■ **Provided data**
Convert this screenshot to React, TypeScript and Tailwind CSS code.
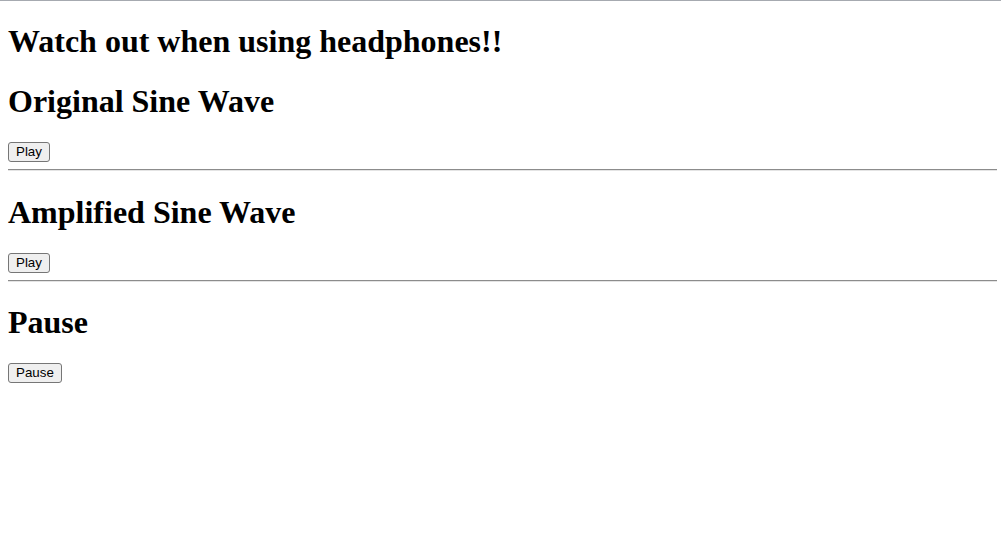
import React from "react";

const serif = "font-['Liberation_Serif','Times_New_Roman',serif]";

function Btn({ label }: { label: string }) {
  return (
    <button className="h-[20px] shrink-0 rounded-[3px] border border-[#767676] bg-[#efefef] px-[7px] font-['Liberation_Sans',Arial,sans-serif] text-[13.33px] leading-[16px] text-black">
      {label}
    </button>
  );
}

function Rule() {
  return <hr className="my-[8px] border-0 border-t border-b border-t-[#8c8c8c] border-b-[#e4e4e4]" />;
}

function Heading({ children }: { children: React.ReactNode }) {
  return (
    <h1 className={`${serif} my-[21.44px] text-[32px] font-bold leading-[38.5px] text-black`}>
      {children}
    </h1>
  );
}

function ButtonRow({ label }: { label: string }) {
  return (
    <div className="flex h-[19px] items-start">
      <Btn label={label} />
    </div>
  );
}

export default function App() {
  return (
    <div className="min-h-screen bg-white">
      <div className="h-px bg-[#a6aab0]" />
      <div className="flow-root pl-2 pr-1">
        <Heading>Watch out when using headphones!!</Heading>
        <Heading>Original Sine Wave</Heading>
        <ButtonRow label="Play" />
        <Rule />
        <Heading>Amplified Sine Wave</Heading>
        <ButtonRow label="Play" />
        <Rule />
        <Heading>Pause</Heading>
        <ButtonRow label="Pause" />
      </div>
    </div>
  );
}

■ **What to do**
List every line above containing the word "React".

■ **Result for this task**
Convert this screenshot to React, TypeScript and Tailwind CSS code.
import React from "react";
function Heading({ children }: { children: React.ReactNode }) {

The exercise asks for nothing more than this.